<<<<

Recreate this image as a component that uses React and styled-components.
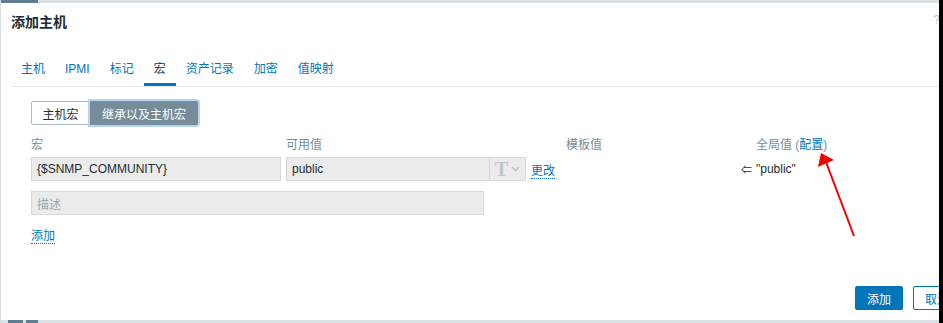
import React from 'react';
import styled, { createGlobalStyle } from 'styled-components';

const GlobalStyle = createGlobalStyle`
  html, body {
    margin: 0;
    padding: 0;
    background: #ffffff;
  }
  body {
    font-family: "Liberation Sans", Arial, "Noto Sans CJK SC", sans-serif;
    font-size: 12px;
    color: #1f2c33;
  }
`;

const Screen = styled.div`
  width: 943px;
  height: 323px;
  display: flex;
  overflow: hidden;
  position: relative;
`;

const Dialog = styled.div`
  flex: 1;
  display: flex;
  flex-direction: column;
  border-left: 1px solid #d5dde1;
  background: #fff;
`;

const EdgeStrip = styled.div`
  height: 3px;
  display: flex;
  background: #d9e1e5;
  flex-shrink: 0;
`;

const EdgeSeg = styled.div`
  width: ${(p) => p.w}px;
  margin-left: ${(p) => p.ml || 0}px;
  background: ${(p) => p.c || '#5e7d8f'};
`;

const BlackEdge = styled.div`
  width: 4px;
  background: #000;
`;

const Header = styled.div`
  display: flex;
  justify-content: space-between;
  padding: 10px 0 0 10px;
  height: 41px;
`;

const Title = styled.h4`
  margin: 0;
  font-size: 14px;
  line-height: 18px;
  font-weight: bold;
  color: #1f2c33;
`;

const Help = styled.span`
  color: #b6c2c8;
  font-size: 12px;
  line-height: 12px;
  margin-top: 1px;
  margin-right: -1px;
`;

const TabBar = styled.div`
  display: flex;
  margin-left: 10px;
  border-bottom: 1px solid #e2e7ea;
`;

const Tab = styled.div`
  padding: 8px 10px 7px;
  line-height: 14px;
  color: ${(p) => (p.active ? '#1f2c33' : '#0275b8')};
  border-bottom: 3px solid ${(p) => (p.active ? '#0275b8' : 'transparent')};
`;

const Body = styled.div`
  padding: 14px 0 0 30px;
  position: relative;
  flex: 1;
`;

const Segmented = styled.div`
  display: flex;
  height: 24px;
`;

const SegButton = styled.div`
  box-sizing: border-box;
  height: 24px;
  width: ${(p) => p.w}px;
  display: flex;
  align-items: center;
  justify-content: center;
  border: 1px solid ${(p) => (p.active ? '#768d99' : '#acbbc2')};
  border-radius: ${(p) => (p.active ? '0 2px 2px 0' : '2px 0 0 2px')};
  background: ${(p) => (p.active ? '#768d99' : '#fff')};
  color: ${(p) => (p.active ? '#fff' : '#1f2c33')};
  box-shadow: ${(p) => (p.active ? '0 0 0 2px #b7d4ee' : 'none')};
`;

const MacroGrid = styled.div`
  display: grid;
  grid-template-columns: 250px 240px 30px 170px 10px 150px;
  column-gap: 5px;
  margin-top: 13px;
  row-gap: 5px;
  align-items: center;
`;

const ColHead = styled.div`
  color: #768d99;
  line-height: 14px;
  white-space: nowrap;
`;

const Link = styled.span`
  color: #0275b8;
  border-bottom: ${(p) => (p.dotted ? '1px dotted #0275b8' : 'none')};
`;

const Field = styled.div`
  box-sizing: border-box;
  height: 24px;
  width: ${(p) => p.w || 'auto'};
  display: flex;
  align-items: center;
  background: #ebebeb;
  border: 1px solid #d3d9dc;
  color: ${(p) => (p.placeholder ? '#9aa7ad' : '#1f2c33')};
  padding-left: 5px;
`;

const FieldText = styled.span`
  flex: 1;
`;

const TypeSelect = styled.div`
  width: 35px;
  height: 22px;
  border-left: 1px solid #d3d9dc;
  display: flex;
  align-items: center;
  justify-content: center;
  gap: 3px;
`;

const TypeGlyph = styled.span`
  font-family: "Liberation Serif", "Times New Roman", serif;
  font-size: 20px;
  font-weight: bold;
  color: #bcc8ce;
  line-height: 20px;
`;

const GlobalValue = styled.div`
  white-space: nowrap;
  color: #1f2c33;
`;

const Arrow = styled.span`
  font-size: 11px;
  color: #1f2c33;
`;

const DescRow = styled.div`
  margin-top: 10px;
`;

const AddRow = styled.div`
  margin-top: 14px;
  line-height: 14px;
`;

const Footer = styled.div`
  display: flex;
  justify-content: flex-end;
  gap: 10px;
  padding-bottom: 10px;
  margin-right: -22px;
`;

const Button = styled.div`
  box-sizing: border-box;
  height: 24px;
  width: 48px;
  display: flex;
  align-items: center;
  justify-content: center;
  border-radius: 2px;
  border: 1px solid #0275b8;
  background: ${(p) => (p.primary ? '#0275b8' : '#fff')};
  color: ${(p) => (p.primary ? '#fff' : '#0275b8')};
`;

const Annotation = styled.svg`
  position: absolute;
  left: 0;
  top: 0;
  pointer-events: none;
`;

const tabs = ['主机', 'IPMI', '标记', '宏', '资产记录', '加密', '值映射'];

export default function App() {
  return (
    <>
      <GlobalStyle />
      <Screen>
        <Dialog>
          <EdgeStrip>
            <EdgeSeg w={37} />
          </EdgeStrip>
          <Header>
            <Title>添加主机</Title>
            <Help>?</Help>
          </Header>
          <TabBar>
            {tabs.map((t) => (
              <Tab key={t} active={t === '宏'}>
                {t}
              </Tab>
            ))}
          </TabBar>
          <Body>
            <Segmented>
              <SegButton w={59}>主机宏</SegButton>
              <SegButton w={108} active>
                继承以及主机宏
              </SegButton>
            </Segmented>
            <MacroGrid>
              <ColHead>宏</ColHead>
              <ColHead>可用值</ColHead>
              <ColHead />
              <ColHead>模板值</ColHead>
              <ColHead />
              <ColHead>
                全局值 (<Link>配置</Link>)
              </ColHead>

              <Field>
                <FieldText>{'{$SNMP_COMMUNITY}'}</FieldText>
              </Field>
              <Field>
                <FieldText>public</FieldText>
                <TypeSelect>
                  <TypeGlyph>T</TypeGlyph>
                  <svg width="9" height="6" viewBox="0 0 9 6">
                    <path d="M1 1l3.5 3.5L8 1" fill="none" stroke="#b6c2c8" strokeWidth="1.3" />
                  </svg>
                </TypeSelect>
              </Field>
              <div>
                <Link dotted>更改</Link>
              </div>
              <div />
              <Arrow>⇐</Arrow>
              <GlobalValue>"public"</GlobalValue>
            </MacroGrid>
            <DescRow>
              <Field w="453px" placeholder>
                描述
              </Field>
            </DescRow>
            <AddRow>
              <Link dotted>添加</Link>
            </AddRow>
          </Body>
          <Footer>
            <Button primary>添加</Button>
            <Button>取消</Button>
          </Footer>
          <EdgeStrip>
            <EdgeSeg w={15} ml={7} />
            <EdgeSeg w={12} ml={3} />
          </EdgeStrip>
        </Dialog>
        <BlackEdge />
        <Annotation width="943" height="323" viewBox="0 0 943 323">
          <line x1="854" y1="236" x2="826" y2="162" stroke="#f00000" strokeWidth="2" />
          <polygon points="821,153 818,167 834,160" fill="#f00000" />
        </Annotation>
      </Screen>
    </>
  );
}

>>>>

Transcribe each line above verbatim, with the pictures left out.

Recreate this image as a component that uses React and styled-components.
import React from 'react';
import styled, { createGlobalStyle } from 'styled-components';

const GlobalStyle = createGlobalStyle`
  html, body {
    margin: 0;
    padding: 0;
    background: #ffffff;
  }
  body {
    font-family: "Liberation Sans", Arial, "Noto Sans CJK SC", sans-serif;
    font-size: 12px;
    color: #1f2c33;
  }
`;

const Screen = styled.div`
  width: 943px;
  height: 323px;
  display: flex;
  overflow: hidden;
  position: relative;
`;

const Dialog = styled.div`
  flex: 1;
  display: flex;
  flex-direction: column;
  border-left: 1px solid #d5dde1;
  background: #fff;
`;

const EdgeStrip = styled.div`
  height: 3px;
  display: flex;
  background: #d9e1e5;
  flex-shrink: 0;
`;

const EdgeSeg = styled.div`
  width: ${(p) => p.w}px;
  margin-left: ${(p) => p.ml || 0}px;
  background: ${(p) => p.c || '#5e7d8f'};
`;

const BlackEdge = styled.div`
  width: 4px;
  background: #000;
`;

const Header = styled.div`
  display: flex;
  justify-content: space-between;
  padding: 10px 0 0 10px;
  height: 41px;
`;

const Title = styled.h4`
  margin: 0;
  font-size: 14px;
  line-height: 18px;
  font-weight: bold;
  color: #1f2c33;
`;

const Help = styled.span`
  color: #b6c2c8;
  font-size: 12px;
  line-height: 12px;
  margin-top: 1px;
  margin-right: -1px;
`;

const TabBar = styled.div`
  display: flex;
  margin-left: 10px;
  border-bottom: 1px solid #e2e7ea;
`;

const Tab = styled.div`
  padding: 8px 10px 7px;
  line-height: 14px;
  color: ${(p) => (p.active ? '#1f2c33' : '#0275b8')};
  border-bottom: 3px solid ${(p) => (p.active ? '#0275b8' : 'transparent')};
`;

const Body = styled.div`
  padding: 14px 0 0 30px;
  position: relative;
  flex: 1;
`;

const Segmented = styled.div`
  display: flex;
  height: 24px;
`;

const SegButton = styled.div`
  box-sizing: border-box;
  height: 24px;
  width: ${(p) => p.w}px;
  display: flex;
  align-items: center;
  justify-content: center;
  border: 1px solid ${(p) => (p.active ? '#768d99' : '#acbbc2')};
  border-radius: ${(p) => (p.active ? '0 2px 2px 0' : '2px 0 0 2px')};
  background: ${(p) => (p.active ? '#768d99' : '#fff')};
  color: ${(p) => (p.active ? '#fff' : '#1f2c33')};
  box-shadow: ${(p) => (p.active ? '0 0 0 2px #b7d4ee' : 'none')};
`;

const MacroGrid = styled.div`
  display: grid;
  grid-template-columns: 250px 240px 30px 170px 10px 150px;
  column-gap: 5px;
  margin-top: 13px;
  row-gap: 5px;
  align-items: center;
`;

const ColHead = styled.div`
  color: #768d99;
  line-height: 14px;
  white-space: nowrap;
`;

const Link = styled.span`
  color: #0275b8;
  border-bottom: ${(p) => (p.dotted ? '1px dotted #0275b8' : 'none')};
`;

const Field = styled.div`
  box-sizing: border-box;
  height: 24px;
  width: ${(p) => p.w || 'auto'};
  display: flex;
  align-items: center;
  background: #ebebeb;
  border: 1px solid #d3d9dc;
  color: ${(p) => (p.placeholder ? '#9aa7ad' : '#1f2c33')};
  padding-left: 5px;
`;

const FieldText = styled.span`
  flex: 1;
`;

const TypeSelect = styled.div`
  width: 35px;
  height: 22px;
  border-left: 1px solid #d3d9dc;
  display: flex;
  align-items: center;
  justify-content: center;
  gap: 3px;
`;

const TypeGlyph = styled.span`
  font-family: "Liberation Serif", "Times New Roman", serif;
  font-size: 20px;
  font-weight: bold;
  color: #bcc8ce;
  line-height: 20px;
`;

const GlobalValue = styled.div`
  white-space: nowrap;
  color: #1f2c33;
`;

const Arrow = styled.span`
  font-size: 11px;
  color: #1f2c33;
`;

const DescRow = styled.div`
  margin-top: 10px;
`;

const AddRow = styled.div`
  margin-top: 14px;
  line-height: 14px;
`;

const Footer = styled.div`
  display: flex;
  justify-content: flex-end;
  gap: 10px;
  padding-bottom: 10px;
  margin-right: -22px;
`;

const Button = styled.div`
  box-sizing: border-box;
  height: 24px;
  width: 48px;
  display: flex;
  align-items: center;
  justify-content: center;
  border-radius: 2px;
  border: 1px solid #0275b8;
  background: ${(p) => (p.primary ? '#0275b8' : '#fff')};
  color: ${(p) => (p.primary ? '#fff' : '#0275b8')};
`;

const Annotation = styled.svg`
  position: absolute;
  left: 0;
  top: 0;
  pointer-events: none;
`;

const tabs = ['主机', 'IPMI', '标记', '宏', '资产记录', '加密', '值映射'];

export default function App() {
  return (
    <>
      <GlobalStyle />
      <Screen>
        <Dialog>
          <EdgeStrip>
            <EdgeSeg w={37} />
          </EdgeStrip>
          <Header>
            <Title>添加主机</Title>
            <Help>?</Help>
          </Header>
          <TabBar>
            {tabs.map((t) => (
              <Tab key={t} active={t === '宏'}>
                {t}
              </Tab>
            ))}
          </TabBar>
          <Body>
            <Segmented>
              <SegButton w={59}>主机宏</SegButton>
              <SegButton w={108} active>
                继承以及主机宏
              </SegButton>
            </Segmented>
            <MacroGrid>
              <ColHead>宏</ColHead>
              <ColHead>可用值</ColHead>
              <ColHead />
              <ColHead>模板值</ColHead>
              <ColHead />
              <ColHead>
                全局值 (<Link>配置</Link>)
              </ColHead>

              <Field>
                <FieldText>{'{$SNMP_COMMUNITY}'}</FieldText>
              </Field>
              <Field>
                <FieldText>public</FieldText>
                <TypeSelect>
                  <TypeGlyph>T</TypeGlyph>
                  <svg width="9" height="6" viewBox="0 0 9 6">
                    <path d="M1 1l3.5 3.5L8 1" fill="none" stroke="#b6c2c8" strokeWidth="1.3" />
                  </svg>
                </TypeSelect>
              </Field>
              <div>
                <Link dotted>更改</Link>
              </div>
              <div />
              <Arrow>⇐</Arrow>
              <GlobalValue>"public"</GlobalValue>
            </MacroGrid>
            <DescRow>
              <Field w="453px" placeholder>
                描述
              </Field>
            </DescRow>
            <AddRow>
              <Link dotted>添加</Link>
            </AddRow>
          </Body>
          <Footer>
            <Button primary>添加</Button>
            <Button>取消</Button>
          </Footer>
          <EdgeStrip>
            <EdgeSeg w={15} ml={7} />
            <EdgeSeg w={12} ml={3} />
          </EdgeStrip>
        </Dialog>
        <BlackEdge />
        <Annotation width="943" height="323" viewBox="0 0 943 323">
          <line x1="854" y1="236" x2="826" y2="162" stroke="#f00000" strokeWidth="2" />
          <polygon points="821,153 818,167 834,160" fill="#f00000" />
        </Annotation>
      </Screen>
    </>
  );
}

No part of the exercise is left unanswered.